__Dataset records__:

** start **

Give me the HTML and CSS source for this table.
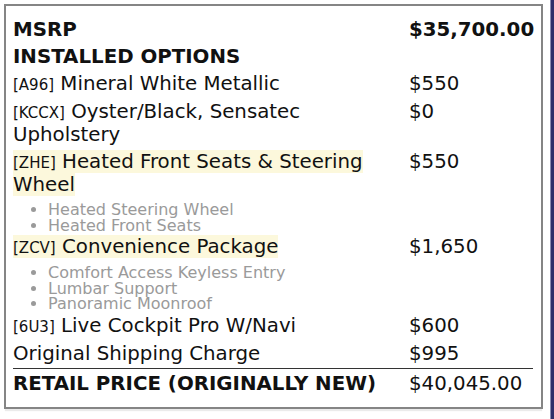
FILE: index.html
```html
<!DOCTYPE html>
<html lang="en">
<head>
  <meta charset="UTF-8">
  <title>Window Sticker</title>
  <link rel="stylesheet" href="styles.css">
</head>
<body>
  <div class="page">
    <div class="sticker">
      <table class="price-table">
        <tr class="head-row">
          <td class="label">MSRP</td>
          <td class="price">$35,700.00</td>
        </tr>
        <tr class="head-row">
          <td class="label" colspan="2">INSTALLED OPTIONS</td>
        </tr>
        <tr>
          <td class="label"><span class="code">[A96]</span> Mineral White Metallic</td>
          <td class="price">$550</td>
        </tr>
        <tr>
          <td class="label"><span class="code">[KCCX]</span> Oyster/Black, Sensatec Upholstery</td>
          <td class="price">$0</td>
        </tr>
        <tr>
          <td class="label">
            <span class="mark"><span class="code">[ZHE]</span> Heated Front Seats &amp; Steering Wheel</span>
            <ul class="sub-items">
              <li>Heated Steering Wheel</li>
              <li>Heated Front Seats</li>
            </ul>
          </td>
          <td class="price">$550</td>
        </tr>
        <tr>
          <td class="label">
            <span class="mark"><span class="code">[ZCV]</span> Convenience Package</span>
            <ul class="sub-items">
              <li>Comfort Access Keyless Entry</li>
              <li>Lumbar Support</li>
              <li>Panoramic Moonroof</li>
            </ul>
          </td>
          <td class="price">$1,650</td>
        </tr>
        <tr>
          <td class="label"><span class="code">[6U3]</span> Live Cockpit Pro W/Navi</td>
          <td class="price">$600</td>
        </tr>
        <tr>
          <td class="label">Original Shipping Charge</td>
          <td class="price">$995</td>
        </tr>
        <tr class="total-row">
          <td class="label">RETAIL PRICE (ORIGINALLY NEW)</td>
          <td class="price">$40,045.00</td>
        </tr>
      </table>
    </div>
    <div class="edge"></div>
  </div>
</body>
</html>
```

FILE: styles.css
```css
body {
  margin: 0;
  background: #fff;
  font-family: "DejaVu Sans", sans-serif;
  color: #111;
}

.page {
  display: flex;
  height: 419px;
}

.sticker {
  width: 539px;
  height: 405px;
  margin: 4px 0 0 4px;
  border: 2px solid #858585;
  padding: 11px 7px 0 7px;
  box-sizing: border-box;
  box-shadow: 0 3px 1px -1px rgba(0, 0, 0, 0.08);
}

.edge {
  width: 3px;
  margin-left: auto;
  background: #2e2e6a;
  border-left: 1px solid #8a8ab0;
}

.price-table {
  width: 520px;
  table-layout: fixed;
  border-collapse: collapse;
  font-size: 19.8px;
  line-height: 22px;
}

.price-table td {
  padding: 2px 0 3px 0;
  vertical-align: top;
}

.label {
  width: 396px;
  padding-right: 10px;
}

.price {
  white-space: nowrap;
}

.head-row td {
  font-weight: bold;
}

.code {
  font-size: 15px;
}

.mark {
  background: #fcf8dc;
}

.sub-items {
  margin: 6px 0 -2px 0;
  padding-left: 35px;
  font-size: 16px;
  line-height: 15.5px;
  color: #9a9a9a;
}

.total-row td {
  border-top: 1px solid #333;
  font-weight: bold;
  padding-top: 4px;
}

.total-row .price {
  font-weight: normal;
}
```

** end **
** start **

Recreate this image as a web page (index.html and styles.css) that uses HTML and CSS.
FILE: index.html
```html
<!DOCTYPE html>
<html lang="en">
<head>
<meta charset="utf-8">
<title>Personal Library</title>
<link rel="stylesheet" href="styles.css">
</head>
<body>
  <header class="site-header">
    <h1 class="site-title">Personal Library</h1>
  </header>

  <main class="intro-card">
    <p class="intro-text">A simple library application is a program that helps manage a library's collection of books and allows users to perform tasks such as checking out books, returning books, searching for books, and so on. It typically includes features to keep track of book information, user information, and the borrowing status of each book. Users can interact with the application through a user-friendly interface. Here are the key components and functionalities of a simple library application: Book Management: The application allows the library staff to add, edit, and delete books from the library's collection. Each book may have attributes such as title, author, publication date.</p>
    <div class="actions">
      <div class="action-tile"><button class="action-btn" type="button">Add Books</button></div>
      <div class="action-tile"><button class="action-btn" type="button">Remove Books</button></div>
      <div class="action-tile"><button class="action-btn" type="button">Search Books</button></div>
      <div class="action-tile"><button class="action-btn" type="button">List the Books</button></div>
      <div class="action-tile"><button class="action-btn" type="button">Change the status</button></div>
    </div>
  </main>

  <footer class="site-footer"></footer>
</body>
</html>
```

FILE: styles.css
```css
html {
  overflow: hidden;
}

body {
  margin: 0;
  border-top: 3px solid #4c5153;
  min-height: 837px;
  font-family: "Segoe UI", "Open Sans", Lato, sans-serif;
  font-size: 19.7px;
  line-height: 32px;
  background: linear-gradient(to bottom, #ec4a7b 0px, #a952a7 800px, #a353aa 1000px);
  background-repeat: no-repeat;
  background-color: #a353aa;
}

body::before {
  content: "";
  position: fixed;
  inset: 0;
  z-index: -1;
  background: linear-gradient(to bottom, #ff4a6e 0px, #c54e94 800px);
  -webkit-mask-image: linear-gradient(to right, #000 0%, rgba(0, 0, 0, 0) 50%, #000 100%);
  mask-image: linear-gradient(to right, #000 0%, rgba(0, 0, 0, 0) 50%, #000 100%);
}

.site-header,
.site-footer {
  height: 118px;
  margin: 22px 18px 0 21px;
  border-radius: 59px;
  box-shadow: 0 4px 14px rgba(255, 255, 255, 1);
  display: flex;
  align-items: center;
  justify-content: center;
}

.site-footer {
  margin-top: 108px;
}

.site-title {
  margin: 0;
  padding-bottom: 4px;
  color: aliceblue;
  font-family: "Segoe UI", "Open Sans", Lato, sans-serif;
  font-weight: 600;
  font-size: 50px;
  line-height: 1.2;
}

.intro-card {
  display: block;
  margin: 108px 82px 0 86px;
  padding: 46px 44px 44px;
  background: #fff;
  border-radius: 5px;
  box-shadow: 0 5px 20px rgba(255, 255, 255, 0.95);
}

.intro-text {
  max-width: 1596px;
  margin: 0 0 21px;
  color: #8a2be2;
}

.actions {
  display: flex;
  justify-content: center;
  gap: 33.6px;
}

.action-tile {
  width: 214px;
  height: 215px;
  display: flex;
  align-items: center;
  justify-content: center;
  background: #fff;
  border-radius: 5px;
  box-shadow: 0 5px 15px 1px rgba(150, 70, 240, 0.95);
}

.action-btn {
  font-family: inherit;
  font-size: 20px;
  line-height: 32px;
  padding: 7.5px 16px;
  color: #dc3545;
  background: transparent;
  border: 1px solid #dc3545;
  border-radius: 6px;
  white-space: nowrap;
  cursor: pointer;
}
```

** end **

__GOAL__: Show all lines in the entries above where the string "page" appears.

__EXPECTED ANSWER__:
  <div class="page">
.page {
Recreate this image as a web page (index.html and styles.css) that uses HTML and CSS.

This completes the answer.